- Source material
-------
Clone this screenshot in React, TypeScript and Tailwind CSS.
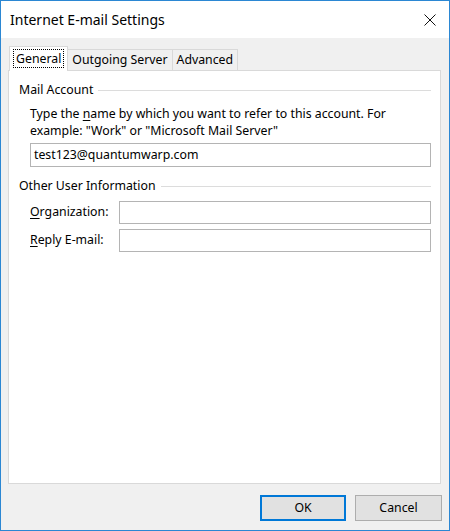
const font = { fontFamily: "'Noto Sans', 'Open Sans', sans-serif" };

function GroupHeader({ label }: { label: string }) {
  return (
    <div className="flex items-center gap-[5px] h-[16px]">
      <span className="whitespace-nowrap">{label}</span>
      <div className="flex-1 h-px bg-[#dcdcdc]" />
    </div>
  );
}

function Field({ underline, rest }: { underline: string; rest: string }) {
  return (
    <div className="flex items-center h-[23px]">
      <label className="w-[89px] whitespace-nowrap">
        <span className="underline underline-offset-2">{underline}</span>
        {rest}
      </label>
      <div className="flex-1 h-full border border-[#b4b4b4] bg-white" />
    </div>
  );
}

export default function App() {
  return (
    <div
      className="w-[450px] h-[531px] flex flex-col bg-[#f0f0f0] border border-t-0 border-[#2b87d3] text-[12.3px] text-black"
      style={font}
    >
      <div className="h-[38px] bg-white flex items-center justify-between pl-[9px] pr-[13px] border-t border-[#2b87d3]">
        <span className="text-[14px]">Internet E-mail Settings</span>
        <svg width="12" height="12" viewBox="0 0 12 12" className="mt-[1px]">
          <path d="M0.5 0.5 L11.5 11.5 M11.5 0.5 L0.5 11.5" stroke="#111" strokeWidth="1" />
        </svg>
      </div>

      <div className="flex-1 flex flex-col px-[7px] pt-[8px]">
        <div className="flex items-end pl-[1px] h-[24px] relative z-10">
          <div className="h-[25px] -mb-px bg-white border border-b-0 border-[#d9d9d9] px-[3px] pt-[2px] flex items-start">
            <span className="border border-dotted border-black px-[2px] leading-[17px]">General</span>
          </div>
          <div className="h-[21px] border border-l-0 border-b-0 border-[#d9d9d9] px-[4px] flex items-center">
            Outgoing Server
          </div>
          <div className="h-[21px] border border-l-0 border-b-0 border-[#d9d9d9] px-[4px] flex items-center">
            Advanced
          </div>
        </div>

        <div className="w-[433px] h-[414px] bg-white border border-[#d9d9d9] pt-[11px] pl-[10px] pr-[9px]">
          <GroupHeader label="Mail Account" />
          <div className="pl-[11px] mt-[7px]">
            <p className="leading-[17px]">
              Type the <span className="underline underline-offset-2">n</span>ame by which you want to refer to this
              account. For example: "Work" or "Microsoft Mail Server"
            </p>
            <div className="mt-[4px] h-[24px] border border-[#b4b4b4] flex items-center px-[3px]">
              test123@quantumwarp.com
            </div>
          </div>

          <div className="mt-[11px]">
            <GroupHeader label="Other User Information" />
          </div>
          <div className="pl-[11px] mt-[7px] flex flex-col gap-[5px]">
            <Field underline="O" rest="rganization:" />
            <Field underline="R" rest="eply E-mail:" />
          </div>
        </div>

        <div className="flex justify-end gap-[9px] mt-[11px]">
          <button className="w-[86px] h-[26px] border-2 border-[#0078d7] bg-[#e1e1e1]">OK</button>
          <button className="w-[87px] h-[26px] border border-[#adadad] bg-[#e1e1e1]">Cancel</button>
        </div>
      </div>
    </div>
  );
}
-------
Reproduce the material above in full, exactly, with no images.

- Result of this exercise
Clone this screenshot in React, TypeScript and Tailwind CSS.
const font = { fontFamily: "'Noto Sans', 'Open Sans', sans-serif" };

function GroupHeader({ label }: { label: string }) {
  return (
    <div className="flex items-center gap-[5px] h-[16px]">
      <span className="whitespace-nowrap">{label}</span>
      <div className="flex-1 h-px bg-[#dcdcdc]" />
    </div>
  );
}

function Field({ underline, rest }: { underline: string; rest: string }) {
  return (
    <div className="flex items-center h-[23px]">
      <label className="w-[89px] whitespace-nowrap">
        <span className="underline underline-offset-2">{underline}</span>
        {rest}
      </label>
      <div className="flex-1 h-full border border-[#b4b4b4] bg-white" />
    </div>
  );
}

export default function App() {
  return (
    <div
      className="w-[450px] h-[531px] flex flex-col bg-[#f0f0f0] border border-t-0 border-[#2b87d3] text-[12.3px] text-black"
      style={font}
    >
      <div className="h-[38px] bg-white flex items-center justify-between pl-[9px] pr-[13px] border-t border-[#2b87d3]">
        <span className="text-[14px]">Internet E-mail Settings</span>
        <svg width="12" height="12" viewBox="0 0 12 12" className="mt-[1px]">
          <path d="M0.5 0.5 L11.5 11.5 M11.5 0.5 L0.5 11.5" stroke="#111" strokeWidth="1" />
        </svg>
      </div>

      <div className="flex-1 flex flex-col px-[7px] pt-[8px]">
        <div className="flex items-end pl-[1px] h-[24px] relative z-10">
          <div className="h-[25px] -mb-px bg-white border border-b-0 border-[#d9d9d9] px-[3px] pt-[2px] flex items-start">
            <span className="border border-dotted border-black px-[2px] leading-[17px]">General</span>
          </div>
          <div className="h-[21px] border border-l-0 border-b-0 border-[#d9d9d9] px-[4px] flex items-center">
            Outgoing Server
          </div>
          <div className="h-[21px] border border-l-0 border-b-0 border-[#d9d9d9] px-[4px] flex items-center">
            Advanced
          </div>
        </div>

        <div className="w-[433px] h-[414px] bg-white border border-[#d9d9d9] pt-[11px] pl-[10px] pr-[9px]">
          <GroupHeader label="Mail Account" />
          <div className="pl-[11px] mt-[7px]">
            <p className="leading-[17px]">
              Type the <span className="underline underline-offset-2">n</span>ame by which you want to refer to this
              account. For example: "Work" or "Microsoft Mail Server"
            </p>
            <div className="mt-[4px] h-[24px] border border-[#b4b4b4] flex items-center px-[3px]">
              test123@quantumwarp.com
            </div>
          </div>

          <div className="mt-[11px]">
            <GroupHeader label="Other User Information" />
          </div>
          <div className="pl-[11px] mt-[7px] flex flex-col gap-[5px]">
            <Field underline="O" rest="rganization:" />
            <Field underline="R" rest="eply E-mail:" />
          </div>
        </div>

        <div className="flex justify-end gap-[9px] mt-[11px]">
          <button className="w-[86px] h-[26px] border-2 border-[#0078d7] bg-[#e1e1e1]">OK</button>
          <button className="w-[87px] h-[26px] border border-[#adadad] bg-[#e1e1e1]">Cancel</button>
        </div>
      </div>
    </div>
  );
}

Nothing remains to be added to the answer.